Tommy Linstroth had steered about 100 construction projects through LEED (Leadership in Energy and Environmental Design ) certification as first a real estate developer and then a consultant, but, despite his deep expertise, the process never seemed to get any easier.
“It was always like banging your head against a wall,” says Linstroth. “The time consumption, the lack of information, the terrible tools to get it all done — and there wasn’t anything that made it all easier.”
His clients and colleagues echoed the pain point, and since he couldn’t find a good solution, in 2014 Linstroth set out to build his own tool to solve the problem. After working with developers, raising a small amount of funding, and doing further customer discovery, in 2015 Linstroth went to market with Green Badger, a full-service, cloud-based platform to collect and streamline all LEED documentation.
The Green Badger app allows a contractor or builder to walk through a construction site documenting specific items that contribute to LEED certification, and the platform generates reports that can be filled out and shared amongst team members to eliminate messy, tedious spreadsheets. Green Badger even has a database of thousands of products used in building that help meet LEED certification that can be selected and documented within the platform.
Once the process is complete, the platform aggregates all the information you’ve fed into it and spits it out into one comprehensive report that can be submitted to the U.S. Green Building Council. Linstroth likens it to Turbotax.
Linstroth estimates that Green Badger has helped facilitate about 150 projects with about 60 customers — 85 percent of those are contractors, with the remainder being consultants or private users. The platform is ideal for commercial projects or large residential complexes, rather than single homes. Pricing is per project and determined by duration.

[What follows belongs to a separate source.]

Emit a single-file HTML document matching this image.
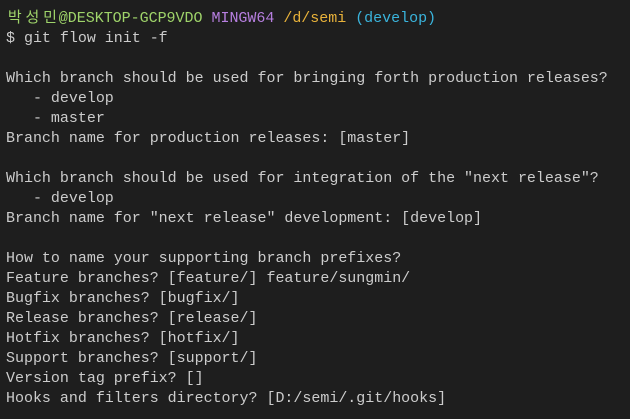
<!DOCTYPE html>
<html><head><meta charset="utf-8"><style>
html,body{margin:0;padding:0;background:#1e1e1e;width:630px;height:419px;overflow:hidden}
pre{margin:0;position:absolute;left:6px;top:9px;font-family:"Liberation Mono","Noto Sans CJK KR",monospace;font-size:15px;line-height:20px;letter-spacing:-0.02px;color:#cccccc}
.g{color:#9fd46a}.m{color:#b77fe0}.y{color:#e8b23a}.c{color:#3ab4dc}
.k{display:inline-block;width:17.6px;text-align:center}
</style></head><body><pre><span class="g"><span class="k">박</span><span class="k">성</span><span class="k">민</span>@DESKTOP-GCP9VDO</span> <span class="m">MINGW64</span> <span class="y">/d/semi</span> <span class="c">(develop)</span>
$ git flow init -f

Which branch should be used for bringing forth production releases?
   - develop
   - master
Branch name for production releases: [master]

Which branch should be used for integration of the "next release"?
   - develop
Branch name for "next release" development: [develop]

How to name your supporting branch prefixes?
Feature branches? [feature/] feature/sungmin/
Bugfix branches? [bugfix/]
Release branches? [release/]
Hotfix branches? [hotfix/]
Support branches? [support/]
Version tag prefix? []
Hooks and filters directory? [D:/semi/.git/hooks]</pre></body></html>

And last week, Linstroth further validated his success at Geekend Pitch Circus in Savannah, an event sponsored by the Advanced Technology Development Center (ATDC) that chose six rising startups to pitch in front of a panel of judges and an audience. The judging panel included the executive editor of the Savannah Morning News, a fellow startup founder, venture capitalist investor, two professors, and innovation expert.
Linstroth took home the prize, $5,500 in cash and in kind services. “It was great to see justification that what we’re doing is important and impactful,” says Linstroth.
What’s more, he says winning in his home town of Savannah was a particularly proud moment. Savannah has a small but growing tech community, according to José Mallabo, the ATDC startup catalyst based in the coastal town. “We have a lot of different pockets within Savannah that could incubate and nurture the tech economy,” Mallabo said in an interview with Hype last year.
Post-Pitch Circus win, Linstroth is turning his attention to growth, sales and funding. He hopes to land a big enterprise client this year that will bring ongoing projects to the platform. He plans to expand his current team of four. And he’s looking to raise a seed round of half a million to do it all.
“We want to hit a million in annual recurring revenue, and that’s going to take some focus,” he says.